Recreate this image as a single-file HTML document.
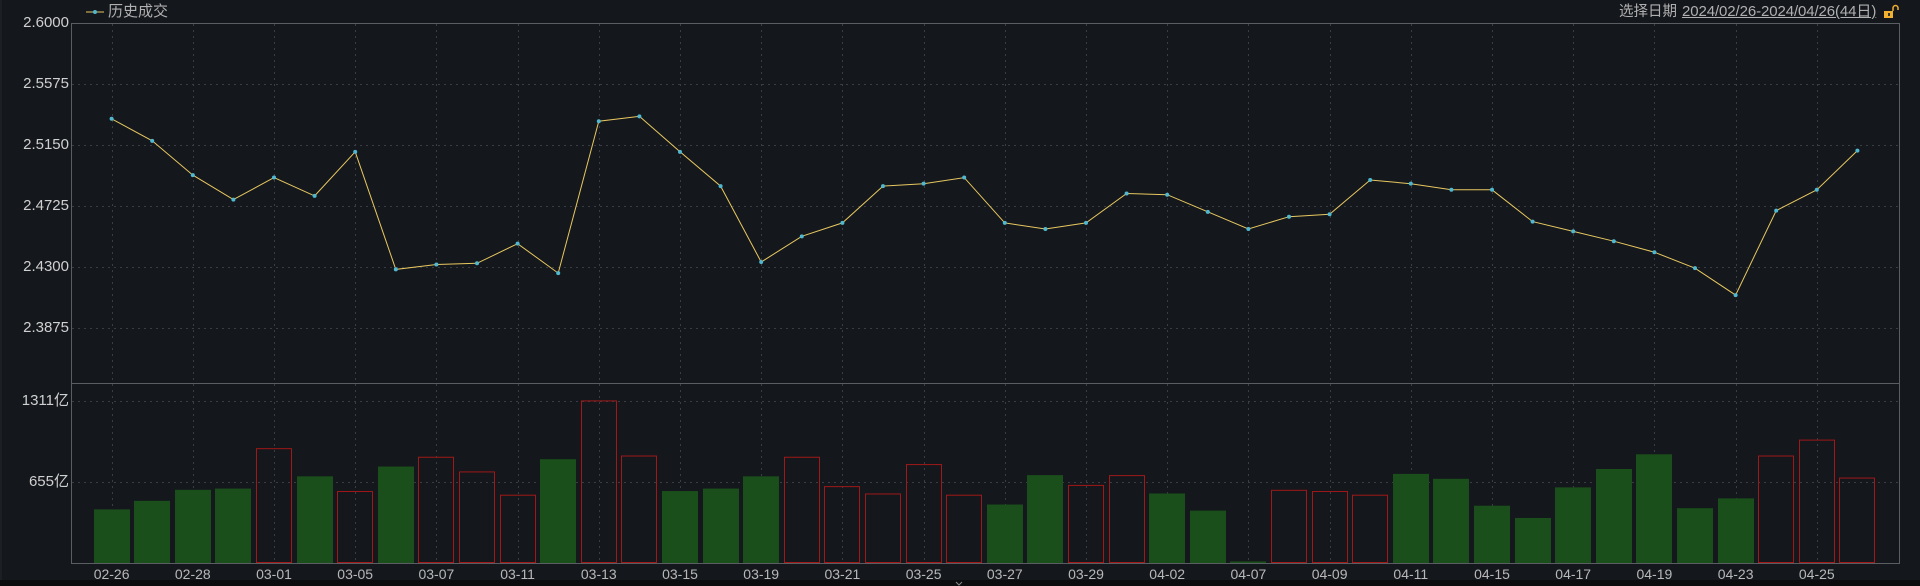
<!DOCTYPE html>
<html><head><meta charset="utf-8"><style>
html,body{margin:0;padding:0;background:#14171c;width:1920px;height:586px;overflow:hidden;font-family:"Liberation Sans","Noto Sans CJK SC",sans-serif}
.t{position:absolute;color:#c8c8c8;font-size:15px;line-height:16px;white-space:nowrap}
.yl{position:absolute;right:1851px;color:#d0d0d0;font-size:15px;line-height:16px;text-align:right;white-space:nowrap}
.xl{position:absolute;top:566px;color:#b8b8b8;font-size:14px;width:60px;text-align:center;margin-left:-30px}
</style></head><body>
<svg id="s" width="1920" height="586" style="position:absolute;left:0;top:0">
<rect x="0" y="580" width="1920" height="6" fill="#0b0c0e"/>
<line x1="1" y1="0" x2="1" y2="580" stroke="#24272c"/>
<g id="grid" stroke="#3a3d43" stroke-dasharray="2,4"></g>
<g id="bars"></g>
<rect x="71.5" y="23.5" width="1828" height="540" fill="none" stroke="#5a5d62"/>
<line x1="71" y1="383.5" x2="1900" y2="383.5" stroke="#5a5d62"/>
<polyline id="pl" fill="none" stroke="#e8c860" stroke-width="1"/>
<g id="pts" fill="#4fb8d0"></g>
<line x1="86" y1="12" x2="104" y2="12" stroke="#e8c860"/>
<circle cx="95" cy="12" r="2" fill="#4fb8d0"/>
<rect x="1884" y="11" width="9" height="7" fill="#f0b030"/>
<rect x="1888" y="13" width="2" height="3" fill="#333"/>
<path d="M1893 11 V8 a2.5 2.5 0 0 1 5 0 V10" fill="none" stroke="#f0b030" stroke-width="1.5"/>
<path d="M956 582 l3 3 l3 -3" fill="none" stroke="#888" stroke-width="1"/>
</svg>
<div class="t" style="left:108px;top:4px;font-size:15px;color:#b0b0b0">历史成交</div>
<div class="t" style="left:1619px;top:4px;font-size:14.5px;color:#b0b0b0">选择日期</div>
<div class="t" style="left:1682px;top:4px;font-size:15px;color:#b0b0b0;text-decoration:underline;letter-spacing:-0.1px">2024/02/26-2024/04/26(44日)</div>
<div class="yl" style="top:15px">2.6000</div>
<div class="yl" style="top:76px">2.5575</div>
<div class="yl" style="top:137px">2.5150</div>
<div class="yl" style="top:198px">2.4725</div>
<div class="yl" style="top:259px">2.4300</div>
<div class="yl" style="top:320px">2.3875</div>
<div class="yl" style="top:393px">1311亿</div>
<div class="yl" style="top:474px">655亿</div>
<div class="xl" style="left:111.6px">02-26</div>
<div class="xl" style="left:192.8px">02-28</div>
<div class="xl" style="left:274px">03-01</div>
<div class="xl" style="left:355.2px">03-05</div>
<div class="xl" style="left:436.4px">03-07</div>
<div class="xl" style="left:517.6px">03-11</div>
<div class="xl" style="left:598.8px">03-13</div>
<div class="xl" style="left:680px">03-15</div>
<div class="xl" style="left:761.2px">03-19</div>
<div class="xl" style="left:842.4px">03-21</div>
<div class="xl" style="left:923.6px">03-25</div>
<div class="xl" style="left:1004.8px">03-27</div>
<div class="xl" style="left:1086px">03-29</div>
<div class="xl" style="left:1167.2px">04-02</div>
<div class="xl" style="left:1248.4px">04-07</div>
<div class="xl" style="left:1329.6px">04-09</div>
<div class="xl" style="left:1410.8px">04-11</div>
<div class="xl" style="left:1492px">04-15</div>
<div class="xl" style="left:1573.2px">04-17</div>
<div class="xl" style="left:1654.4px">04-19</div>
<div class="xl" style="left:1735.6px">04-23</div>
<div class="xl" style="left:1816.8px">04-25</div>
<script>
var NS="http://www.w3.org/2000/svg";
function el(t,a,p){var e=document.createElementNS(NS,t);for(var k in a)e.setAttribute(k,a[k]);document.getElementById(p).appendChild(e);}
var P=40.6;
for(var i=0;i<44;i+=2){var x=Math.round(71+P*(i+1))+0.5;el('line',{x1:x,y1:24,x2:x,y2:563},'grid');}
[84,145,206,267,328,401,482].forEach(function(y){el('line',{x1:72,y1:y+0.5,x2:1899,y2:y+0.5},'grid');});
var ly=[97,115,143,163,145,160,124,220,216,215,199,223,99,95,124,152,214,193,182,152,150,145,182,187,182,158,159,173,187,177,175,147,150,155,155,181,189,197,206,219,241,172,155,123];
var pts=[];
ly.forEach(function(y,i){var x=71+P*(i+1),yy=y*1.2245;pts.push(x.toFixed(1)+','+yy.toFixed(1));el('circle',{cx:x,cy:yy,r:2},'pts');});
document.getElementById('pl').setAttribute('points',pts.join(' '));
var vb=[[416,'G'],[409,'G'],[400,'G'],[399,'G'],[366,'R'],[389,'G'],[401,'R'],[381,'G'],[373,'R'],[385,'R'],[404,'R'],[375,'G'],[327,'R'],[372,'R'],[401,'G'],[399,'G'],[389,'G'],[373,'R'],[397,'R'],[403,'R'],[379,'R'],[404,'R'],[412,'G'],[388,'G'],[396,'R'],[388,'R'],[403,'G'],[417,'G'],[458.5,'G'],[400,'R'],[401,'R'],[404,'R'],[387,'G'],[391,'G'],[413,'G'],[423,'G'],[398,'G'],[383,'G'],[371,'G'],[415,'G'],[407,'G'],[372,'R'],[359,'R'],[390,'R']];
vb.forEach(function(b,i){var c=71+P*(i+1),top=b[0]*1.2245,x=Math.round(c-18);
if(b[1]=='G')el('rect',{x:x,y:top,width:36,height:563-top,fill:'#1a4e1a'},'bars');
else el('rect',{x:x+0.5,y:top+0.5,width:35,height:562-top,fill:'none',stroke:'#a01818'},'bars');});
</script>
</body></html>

What is being asked:
The listing above must be printed again exactly, minus its pictures.

Output of the exercise:
Recreate this image as a single-file HTML document.
<!DOCTYPE html>
<html><head><meta charset="utf-8"><style>
html,body{margin:0;padding:0;background:#14171c;width:1920px;height:586px;overflow:hidden;font-family:"Liberation Sans","Noto Sans CJK SC",sans-serif}
.t{position:absolute;color:#c8c8c8;font-size:15px;line-height:16px;white-space:nowrap}
.yl{position:absolute;right:1851px;color:#d0d0d0;font-size:15px;line-height:16px;text-align:right;white-space:nowrap}
.xl{position:absolute;top:566px;color:#b8b8b8;font-size:14px;width:60px;text-align:center;margin-left:-30px}
</style></head><body>
<svg id="s" width="1920" height="586" style="position:absolute;left:0;top:0">
<rect x="0" y="580" width="1920" height="6" fill="#0b0c0e"/>
<line x1="1" y1="0" x2="1" y2="580" stroke="#24272c"/>
<g id="grid" stroke="#3a3d43" stroke-dasharray="2,4"></g>
<g id="bars"></g>
<rect x="71.5" y="23.5" width="1828" height="540" fill="none" stroke="#5a5d62"/>
<line x1="71" y1="383.5" x2="1900" y2="383.5" stroke="#5a5d62"/>
<polyline id="pl" fill="none" stroke="#e8c860" stroke-width="1"/>
<g id="pts" fill="#4fb8d0"></g>
<line x1="86" y1="12" x2="104" y2="12" stroke="#e8c860"/>
<circle cx="95" cy="12" r="2" fill="#4fb8d0"/>
<rect x="1884" y="11" width="9" height="7" fill="#f0b030"/>
<rect x="1888" y="13" width="2" height="3" fill="#333"/>
<path d="M1893 11 V8 a2.5 2.5 0 0 1 5 0 V10" fill="none" stroke="#f0b030" stroke-width="1.5"/>
<path d="M956 582 l3 3 l3 -3" fill="none" stroke="#888" stroke-width="1"/>
</svg>
<div class="t" style="left:108px;top:4px;font-size:15px;color:#b0b0b0">历史成交</div>
<div class="t" style="left:1619px;top:4px;font-size:14.5px;color:#b0b0b0">选择日期</div>
<div class="t" style="left:1682px;top:4px;font-size:15px;color:#b0b0b0;text-decoration:underline;letter-spacing:-0.1px">2024/02/26-2024/04/26(44日)</div>
<div class="yl" style="top:15px">2.6000</div>
<div class="yl" style="top:76px">2.5575</div>
<div class="yl" style="top:137px">2.5150</div>
<div class="yl" style="top:198px">2.4725</div>
<div class="yl" style="top:259px">2.4300</div>
<div class="yl" style="top:320px">2.3875</div>
<div class="yl" style="top:393px">1311亿</div>
<div class="yl" style="top:474px">655亿</div>
<div class="xl" style="left:111.6px">02-26</div>
<div class="xl" style="left:192.8px">02-28</div>
<div class="xl" style="left:274px">03-01</div>
<div class="xl" style="left:355.2px">03-05</div>
<div class="xl" style="left:436.4px">03-07</div>
<div class="xl" style="left:517.6px">03-11</div>
<div class="xl" style="left:598.8px">03-13</div>
<div class="xl" style="left:680px">03-15</div>
<div class="xl" style="left:761.2px">03-19</div>
<div class="xl" style="left:842.4px">03-21</div>
<div class="xl" style="left:923.6px">03-25</div>
<div class="xl" style="left:1004.8px">03-27</div>
<div class="xl" style="left:1086px">03-29</div>
<div class="xl" style="left:1167.2px">04-02</div>
<div class="xl" style="left:1248.4px">04-07</div>
<div class="xl" style="left:1329.6px">04-09</div>
<div class="xl" style="left:1410.8px">04-11</div>
<div class="xl" style="left:1492px">04-15</div>
<div class="xl" style="left:1573.2px">04-17</div>
<div class="xl" style="left:1654.4px">04-19</div>
<div class="xl" style="left:1735.6px">04-23</div>
<div class="xl" style="left:1816.8px">04-25</div>
<script>
var NS="http://www.w3.org/2000/svg";
function el(t,a,p){var e=document.createElementNS(NS,t);for(var k in a)e.setAttribute(k,a[k]);document.getElementById(p).appendChild(e);}
var P=40.6;
for(var i=0;i<44;i+=2){var x=Math.round(71+P*(i+1))+0.5;el('line',{x1:x,y1:24,x2:x,y2:563},'grid');}
[84,145,206,267,328,401,482].forEach(function(y){el('line',{x1:72,y1:y+0.5,x2:1899,y2:y+0.5},'grid');});
var ly=[97,115,143,163,145,160,124,220,216,215,199,223,99,95,124,152,214,193,182,152,150,145,182,187,182,158,159,173,187,177,175,147,150,155,155,181,189,197,206,219,241,172,155,123];
var pts=[];
ly.forEach(function(y,i){var x=71+P*(i+1),yy=y*1.2245;pts.push(x.toFixed(1)+','+yy.toFixed(1));el('circle',{cx:x,cy:yy,r:2},'pts');});
document.getElementById('pl').setAttribute('points',pts.join(' '));
var vb=[[416,'G'],[409,'G'],[400,'G'],[399,'G'],[366,'R'],[389,'G'],[401,'R'],[381,'G'],[373,'R'],[385,'R'],[404,'R'],[375,'G'],[327,'R'],[372,'R'],[401,'G'],[399,'G'],[389,'G'],[373,'R'],[397,'R'],[403,'R'],[379,'R'],[404,'R'],[412,'G'],[388,'G'],[396,'R'],[388,'R'],[403,'G'],[417,'G'],[458.5,'G'],[400,'R'],[401,'R'],[404,'R'],[387,'G'],[391,'G'],[413,'G'],[423,'G'],[398,'G'],[383,'G'],[371,'G'],[415,'G'],[407,'G'],[372,'R'],[359,'R'],[390,'R']];
vb.forEach(function(b,i){var c=71+P*(i+1),top=b[0]*1.2245,x=Math.round(c-18);
if(b[1]=='G')el('rect',{x:x,y:top,width:36,height:563-top,fill:'#1a4e1a'},'bars');
else el('rect',{x:x+0.5,y:top+0.5,width:35,height:562-top,fill:'none',stroke:'#a01818'},'bars');});
</script>
</body></html>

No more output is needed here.